*WHAT TO PRODUCE*: Pull out every line with the word "size".

*GIVEN INFORMATION*:
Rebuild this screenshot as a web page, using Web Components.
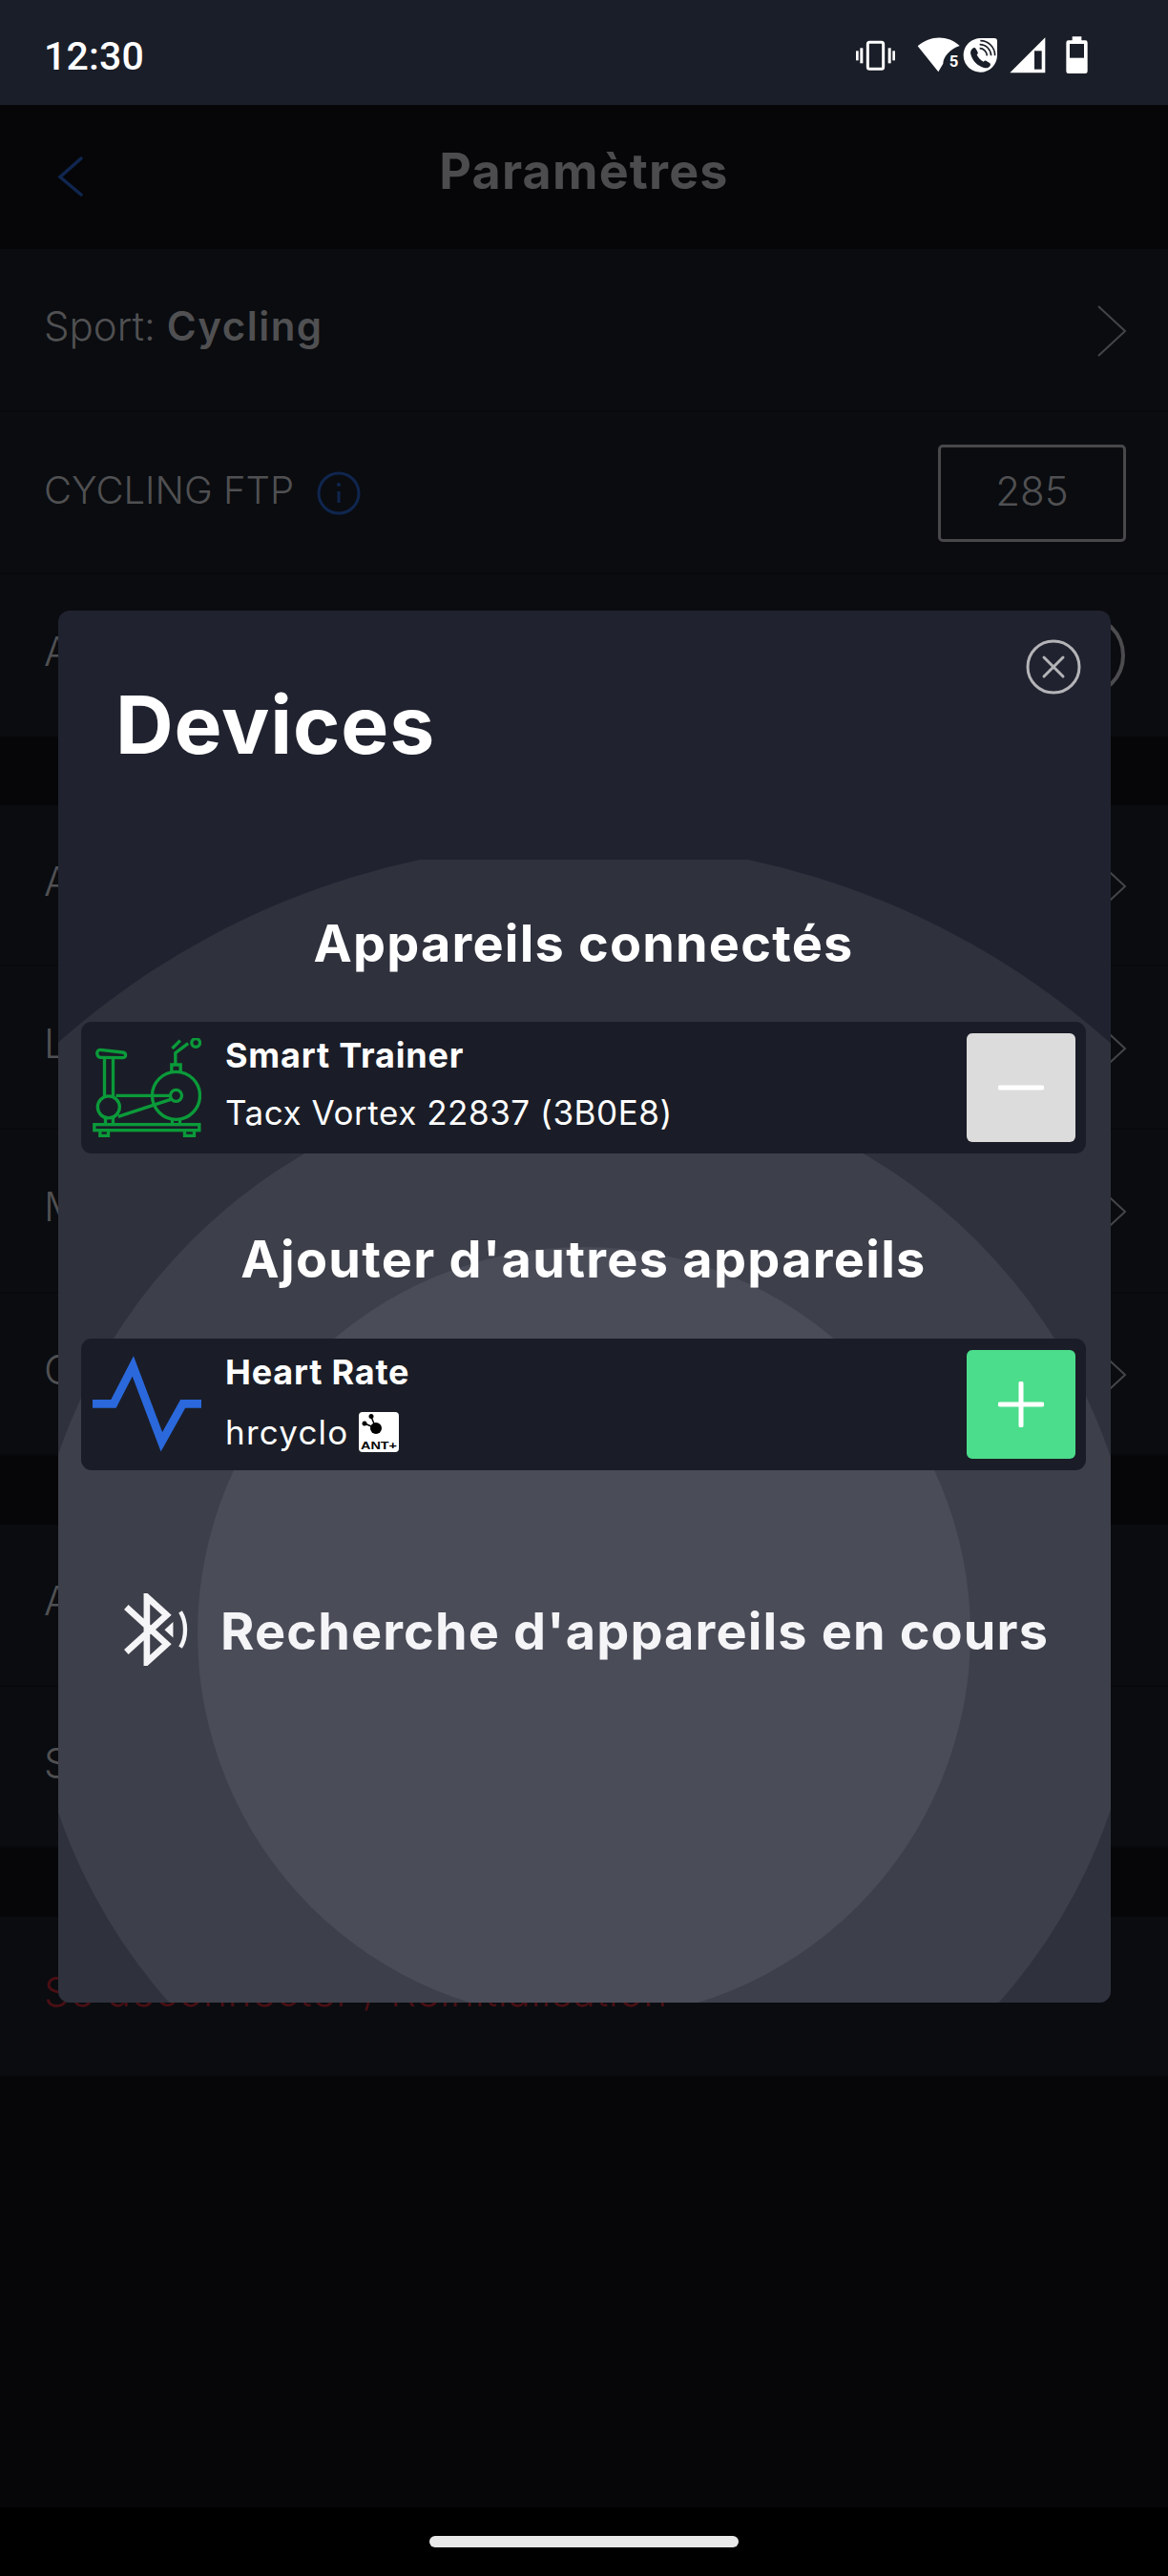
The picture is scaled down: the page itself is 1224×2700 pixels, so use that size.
<!DOCTYPE html>
<html lang="fr"><head><meta charset="utf-8"><title>Paramètres</title>
<style>
html,body{margin:0;padding:0;background:#060608;}
body{width:1224px;height:2700px;position:relative;overflow:hidden;font-family:Inter,"Noto Sans",sans-serif;}
</style></head><body>
<phone-screen>
  <status-bar></status-bar>
  <page-header title="Paramètres"></page-header>
  <setting-row h="171"><span>Sport: <b style="font-weight:600;letter-spacing:1.500px">Cycling</b></span><row-chevron slot="end"></row-chevron></setting-row>
  <setting-row h="170" caps><span>CYCLING FTP</span><info-dot></info-dot><value-box slot="end">285</value-box></setting-row>
  <setting-row h="171"><span>A</span><round-toggle slot="end"></round-toggle></setting-row>
  <list-gap h="71"></list-gap>
  <setting-row h="169"><span>A</span><row-chevron slot="end"></row-chevron></setting-row>
  <setting-row h="171"><span>L</span><row-chevron slot="end"></row-chevron></setting-row>
  <setting-row h="172"><span>M</span><row-chevron slot="end"></row-chevron></setting-row>
  <setting-row h="170"><span>C</span><row-chevron slot="end"></row-chevron></setting-row>
  <list-gap h="72"></list-gap>
  <setting-row h="170"><span>A</span></setting-row>
  <setting-row h="169"><span>S</span></setting-row>
  <list-gap h="72"></list-gap>
  <setting-row h="168" danger><span>Se déconnecter / Réinitialisation</span></setting-row>
  <nav-pill></nav-pill>
  <devices-modal>
    <h-line>Appareils connectés</h-line>
    <device-row name="Smart Trainer" action="remove">
      <svg slot="icon" width="114" height="104" viewBox="112 145 341 312" fill="none" stroke="#0b9a3a" stroke-width="10">
        <rect x="117" y="417" width="330" height="18"/>
        <path d="M135 438v14h26v-14M401 438v14h30v-14M152 395v20M176 395v20M362 400v15M386 400v15"/>
        <circle cx="162" cy="362" r="34.500"/>
        <path d="M149 208v122M176 208v122"/>
        <path d="M136 182l70 8c13 2 12 18-1 17l-67-1c-16 0-16-25-2-24z"/>
        <circle cx="374" cy="326" r="75"/>
        <circle cx="374" cy="326" r="18"/>
        <path d="M185 326h170M192 392l165-54"/>
        <path d="M360 250v-21h28v21M372 228v-36l40-30"/>
        <circle cx="436" cy="160" r="13"/>
        <path d="M362 178l25-25"/>
      </svg>
      <span slot="sub">Tacx Vortex 22837 (3B0E8)</span>
    </device-row>
    <h-line gap>Ajouter d'autres appareils</h-line>
    <device-row name="Heart Rate" action="add">
      <svg slot="icon" width="114" height="104" viewBox="81 124 342 312" fill="none" stroke="#2a68dc" stroke-width="26">
        <path d="M81 278h66l61-118 90 238 67-120h58" stroke-miterlimit="10"/>
      </svg>
      <span slot="sub" style="letter-spacing:1.200px">hrcyclo</span>
      <ant-badge slot="sub"></ant-badge>
    </device-row>
    <search-line>Recherche d'appareils en cours</search-line>
  </devices-modal>
</phone-screen>
<script>
function def(name, css, html, extra){
  customElements.define(name, class extends HTMLElement{
    connectedCallback(){
      if(this.shadowRoot) return;
      const r=this.attachShadow({mode:'open'});
      r.innerHTML='<style>'+css+'</style>'+(typeof html==='function'?html(this):html);
      if(extra) extra(this,r);
    }
  });
}
def('phone-screen',':host{display:flex;flex-direction:column;width:1224px;height:2700px;position:relative;overflow:hidden;background:#060608;color:#4a4a4c;font-family:Inter,"Noto Sans",sans-serif}','<slot></slot>');
def('status-bar',`
:host{display:flex;align-items:center;justify-content:space-between;height:110px;box-sizing:border-box;background:#1a1e28;padding:0 0 0 46px;flex:none;position:relative}
.t{font:500 41px/50px Roboto,sans-serif;color:#fff;position:relative;top:4px;letter-spacing:.2px}
svg{position:absolute;left:860px;top:20px}`,
`<span class="t">12:30</span>
<svg width="320" height="80" viewBox="0 0 960 240" fill="#fff">
  <rect x="148" y="73" width="49" height="84" rx="6" fill="none" stroke="#fff" stroke-width="9"/>
  <rect x="124" y="91" width="9" height="48"/><rect x="111" y="100" width="8" height="30"/>
  <rect x="212" y="91" width="9" height="48"/><rect x="226" y="100" width="8" height="30"/>
  <path d="M305 85C345 50 400 50 437 84C405 95 385 120 385 140L370 166Z"/>
  <text x="404" y="150" font-family="Roboto,sans-serif" font-weight="700" font-size="50" textLength="32">5</text>
  <path d="M503 60H546Q555 60 555 69V113C555 143 532 167 502 167C472 167 449 143 449 113C449 84 473 60 503 60Z"/>
  <path d="M477 93c4-4 9-4 12 2l5 9c1 3 0 5-3 8 4 10 11 17 21 22 3-3 5-4 8-3l10 6c5 3 5 8 1 12-5 5-11 6-18 4-21-7-35-21-41-42-2-7 0-13 5-18z" fill="#1a1e28"/>
  <path d="M500 92c12 0 22 10 23 23M500 80c20 0 35 15 36 35M502 68c26 0 46 21 46 47" fill="none" stroke="#1a1e28" stroke-width="5"/>
  <path d="M595 169L706 58V169Z"/><rect x="672" y="100" width="23" height="58" fill="#1a1e28"/>
  <path d="M791 55h29v12h12q7 0 7 7v90q0 7-7 7h-53q-7 0-7-7V74q0-7 7-7h12z"/><rect x="783" y="78" width="45" height="44" fill="#1a1e28"/>
</svg>`);
def('page-header',`
:host{display:flex;height:151px;flex:none;align-items:center;justify-content:center;position:relative;background:#060608}
h1{margin:0;font:700 52px/70px Inter,sans-serif;color:#4c4c4e;position:relative;top:-6px;letter-spacing:1.200px}
svg{position:absolute;left:59px;top:53px}`,
t=>`<svg width="30" height="43" viewBox="0 0 30 43" fill="none" stroke="#10264f" stroke-width="3.500" stroke-linecap="round"><path d="M26 3L4 22.500L26 41"/></svg><h1>${t.getAttribute('title')}</h1>`);
def('setting-row',`
:host{display:flex;align-items:center;box-sizing:border-box;padding:0 45px 0 46px;background:#0a0c10;flex:none;font:400 42px/50px Inter,sans-serif;color:#505052;border-bottom:2px solid #08090c}
:host([caps]){font-size:40px;padding-right:44px}
:host([danger]){color:#4a0f14;letter-spacing:.900px}
.s{flex:1 1 auto;display:flex;align-items:center;gap:24px;position:relative;top:-4px}
:host([caps]) .s{top:-2px}
::slotted(span){font-weight:300}`,
t=>`<style>:host{height:${t.getAttribute('h')}px}</style><div class="s"><slot></slot></div><slot name="end"></slot>`);
def('list-gap',':host{display:block;flex:none;background:#060608}',t=>`<style>:host{height:${t.getAttribute('h')}px}</style>`);
def('row-chevron',':host{display:block;line-height:0;position:relative;top:1px;margin-right:-2px}','<svg width="32" height="56" viewBox="0 0 32 56" fill="none" stroke="#454547" stroke-width="2"><path d="M2 2L30 28L2 54"/></svg>');
def('info-dot',':host{display:block;line-height:0;position:relative;top:3px}','<svg width="46" height="46" viewBox="0 0 46 46" fill="none" stroke="#10264f" stroke-width="3"><circle cx="23" cy="23" r="21"/><path d="M23 21v12"/><circle cx="23" cy="14" r="2" fill="#10264f" stroke="none"/></svg>');
def('value-box',':host{display:flex;width:197px;height:102px;box-sizing:border-box;border:3px solid #48484a;border-radius:5px;align-items:center;justify-content:center;font:300 42px/50px Inter,sans-serif;color:#505052;position:relative;top:1px;padding-bottom:5px}','<slot></slot>');
def('round-toggle',':host{display:block;width:88px;height:88px;box-sizing:border-box;border:4px solid #4c4c4e;border-radius:50%;flex:none}','');
def('nav-pill',`
:host{display:flex;position:absolute;left:0;right:0;bottom:0;height:72px;background:#000;justify-content:center;align-items:flex-start}
i{display:block;width:324px;height:12px;border-radius:6px;background:#e9e9e9;margin-top:30px}`,'<i></i>');
def('devices-modal',`
:host{display:block;position:absolute;left:61px;top:640px;width:1103px;height:1459px;background:#20232f;border-radius:12px;overflow:hidden;color:#fff}
.bg{position:absolute;left:0;top:261px;display:block}
.c{position:relative;display:flex;flex-direction:column;padding:70px 26px 0 24px;height:100%;box-sizing:border-box}
h2{margin:0 0 144px 36px;font:700 84px/100px Inter,sans-serif;letter-spacing:.900px}
.x{position:absolute;left:1014px;top:30px}`,
`<svg class="bg" width="1103" height="1198" viewBox="0 0 1103 1198"><circle cx="551" cy="811" r="829" fill="#2f313d"/><circle cx="551" cy="811" r="582" fill="#3d3f4a"/><circle cx="551" cy="811" r="405" fill="#4a4c58"/></svg>
<div class="c"><h2>Devices</h2><slot></slot></div>
<svg class="x" width="58" height="58" viewBox="0 0 58 58" fill="none" stroke="#b4b4b8" stroke-width="3"><circle cx="29" cy="29" r="27"/><path d="M19 19L39 39M39 19L19 39" stroke-linecap="round"/></svg>`);
def('h-line',`
:host{display:block;text-align:center;font:700 54px/70px Inter,sans-serif;color:#fff;margin:0 0 47px;letter-spacing:1.200px}
:host([gap]){margin:76px 0 48px;letter-spacing:1.300px}`,'<slot></slot>');
def('device-row',`
:host{display:flex;height:138px;box-sizing:border-box;padding:12px 11px 12px 12px;background:#1a1d27;border-radius:11px;align-items:center;flex:none}
.i{width:114px;height:104px;flex:none;line-height:0}
.t{flex:1;margin-left:25px;display:flex;flex-direction:column;color:#fff}
.n{font:700 36px/44px Inter,sans-serif;position:relative;top:-4px;letter-spacing:.800px}
.s{font:400 35px/44px Inter,sans-serif;display:flex;align-items:center;gap:11px;margin-top:16px;position:relative;top:-4px;letter-spacing:.550px}
:host([action=add]) .s{top:-1px}
.b{width:114px;height:114px;border-radius:6px;flex:none;display:flex;align-items:center;justify-content:center}
.remove{background:#dcdcdc}.add{background:#4cdd8c}`,
t=>{const a=t.getAttribute('action');return `<div class="i"><slot name="icon"></slot></div><div class="t"><div class="n">${t.getAttribute('name')}</div><div class="s"><slot name="sub"></slot></div></div>
<div class="b ${a}"><svg width="48" height="48" viewBox="0 0 48 48" stroke="#fff" stroke-width="5" stroke-linecap="round"><path d="M2 24H46${a==='add'?'M24 2V46':''}"/></svg></div>`});
def('ant-badge',':host{display:block;width:42px;height:42px;line-height:0;letter-spacing:0}',`<svg width="42" height="42" viewBox="0 0 42 42"><rect width="42" height="42" rx="4" fill="#fff"/><circle cx="18" cy="17" r="6"/><circle cx="13" cy="4.500" r="2.500"/><circle cx="6" cy="12" r="2.500"/><path d="M13 5l5 12M6 12l12 5" stroke="#000" stroke-width="1.500"/><text x="21" y="38.500" text-anchor="middle" font-family="Liberation Sans,sans-serif" font-weight="700" font-size="11" textLength="38" lengthAdjust="spacingAndGlyphs">ANT+</text></svg>`);
def('search-line',`
:host{display:flex;align-items:center;margin:131px 0 0 45px;color:#f5f5f8;font:700 54px/70px Inter,sans-serif;letter-spacing:1.150px}
svg{flex:none;margin-right:33px;position:relative;top:-2px}`,
`<svg width="68" height="76" viewBox="90 85 205 228" fill="none" stroke="#f5f5f8"><path d="M97 128L225 245L162 302V96L225 153L97 270" stroke-width="20"/><path d="M245 175L218 200L245 225Z" fill="#f5f5f8" stroke="none"/><path d="M268 143C288 175 288 225 268 255" stroke-width="13"/></svg><span><slot></slot></span>`);
</script>
</body></html>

*FINISHED ANSWER*:
The picture is scaled down: the page itself is 1224×2700 pixels, so use that size.
  <text x="404" y="150" font-family="Roboto,sans-serif" font-weight="700" font-size="50" textLength="32">5</text>
:host([caps]){font-size:40px;padding-right:44px}
def('ant-badge',':host{display:block;width:42px;height:42px;line-height:0;letter-spacing:0}',`<svg width="42" height="42" viewBox="0 0 42 42"><rect width="42" height="42" rx="4" fill="#fff"/><circle cx="18" cy="17" r="6"/><circle cx="13" cy="4.500" r="2.500"/><circle cx="6" cy="12" r="2.500"/><path d="M13 5l5 12M6 12l12 5" stroke="#000" stroke-width="1.500"/><text x="21" y="38.500" text-anchor="middle" font-family="Liberation Sans,sans-serif" font-weight="700" font-size="11" textLength="38" lengthAdjust="spacingAndGlyphs">ANT+</text></svg>`);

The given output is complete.